Monday, May 15, 2006

BRIAN DICKERSON: Rove rumor red meat to blue state audience
Oh crap. Look kids- one important truth about the blogs and Interent news such as truthout is that you had better verify before you start running with their rumors. Sometimes they are right (actually, I've found a lot of the time they are right), but sometimes they are dead wrong. Proceed with caution.

I hope this one is true, but I will believe it when I see the Rove Frog March. Where are you Patrick?

Was it an improbable outside-the-Beltway scoop on the ultimate inside-the-Beltway story? A criminal leak concerning the grand jury investigation of a criminal leak? Or just a red-hot rumor that caught fire in the dry tinder of too many trial attorneys?

Whatever it was, the news that White House adviser Karl Rove had been indicted for perjury electrified the 700 or so lawyers, judges and elected officials (including featured speakers Gov. Jennifer Granholm and U.S. Sen.
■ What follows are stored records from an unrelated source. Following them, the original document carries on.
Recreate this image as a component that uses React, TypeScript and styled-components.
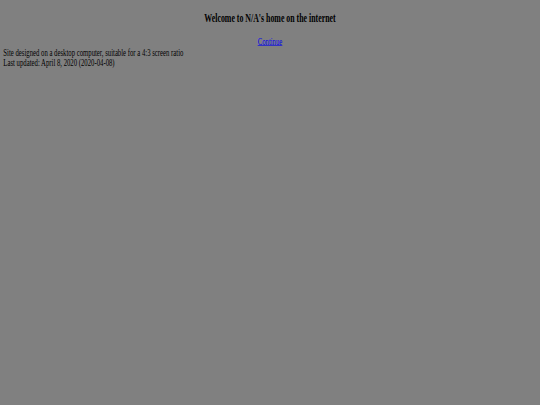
import React from 'react';
import styled, { createGlobalStyle } from 'styled-components';

const SCALE_X = 0.42;
const SCALE_Y = 0.61;

const GlobalStyle = createGlobalStyle`
  html, body {
    margin: 0;
    padding: 0;
    background: #808080;
    overflow: hidden;
  }
`;

const Frame = styled.div`
  width: 540px;
  height: 405px;
  overflow: hidden;
`;

// the page was shot on a wide desktop screen and squeezed to 540x405
const Stage = styled.div`
  width: ${540 / SCALE_X}px;
  height: ${405 / SCALE_Y}px;
  padding: 0 8px;
  box-sizing: border-box;
  transform: scale(${SCALE_X}, ${SCALE_Y});
  transform-origin: 0 0;
  font-family: 'Liberation Serif', 'Times New Roman', serif;
  font-size: 16px;
  color: #000;
  display: flow-root;
`;

const Title = styled.h3`
  margin: 1em 0;
  font-size: 1.17em;
  font-weight: bold;
  text-align: center;
`;

const Centered = styled.div`
  text-align: center;
`;

const Link = styled.a`
  color: #0000ee;
  text-decoration: underline;
`;

const Note = styled.div``;

export default function App() {
  return (
    <>
      <GlobalStyle />
      <Frame>
        <Stage>
          <Title>Welcome to N/A's home on the internet</Title>
          <Centered>
            <Link href="#">Continue</Link>
          </Centered>
          <Note>Site designed on a desktop computer, suitable for a 4:3 screen ratio</Note>
          <Note>Last updated: April 8, 2020 (2020-04-08)</Note>
        </Stage>
      </Frame>
    </>
  );
}
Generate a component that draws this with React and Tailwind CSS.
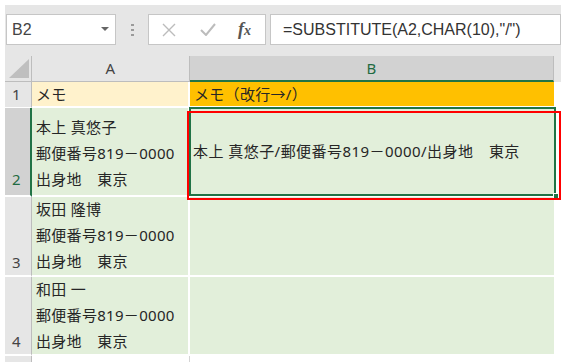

Hillary Rodham Clinton, D-N.Y.) gathered at the Dearborn Hyatt Regency for Saturday night's annual banquet of the Michigan Trial Lawyers Association.

Until they found out that maybe he hadn't been.

MTLA Vice President Robert Raitt was heading toward the podium to introduce Clinton, the banquet's keynote speaker, when Gerald Acker, a Southfield trial attorney and prominent Democratic fund-raiser, mentioned Rove's indictment.

Raitt didn't question the report. "Gerry is pretty connected," he explained Sunday, "and I thought, well, that'll get this crowd going."

A couple of minutes later, Raitt brought the heavily Democratic audience to its feet with the, um, news.

Among those who declined to join the standing ovation was Michigan Court of Appeals Chief Judge William Whitbeck, one of the few Republican officeholders in attendance. He said it struck him as odd that federal prosecutors had chosen to announce such a significant development on a Saturday night, but he left the banquet convinced that Rove's indictment was a fait accompli.

Twenty-four hours later, that was still in doubt. A few Democrat-friendly Web sites, including www.truthout.org, reported as early as Saturday afternoon that Rove's arrest was imminent. But by Sunday evening no reputable broadcast or print outlet had published the rumor.

This incident has erupted into quite the firestorm on the blogs- all I know is that truthout is on the line here. If they are right, they are heroes. If they are wrong, they will have set the blogosphere's credibility back a thousand yards- and that's not good for anyone who does this, both right and left.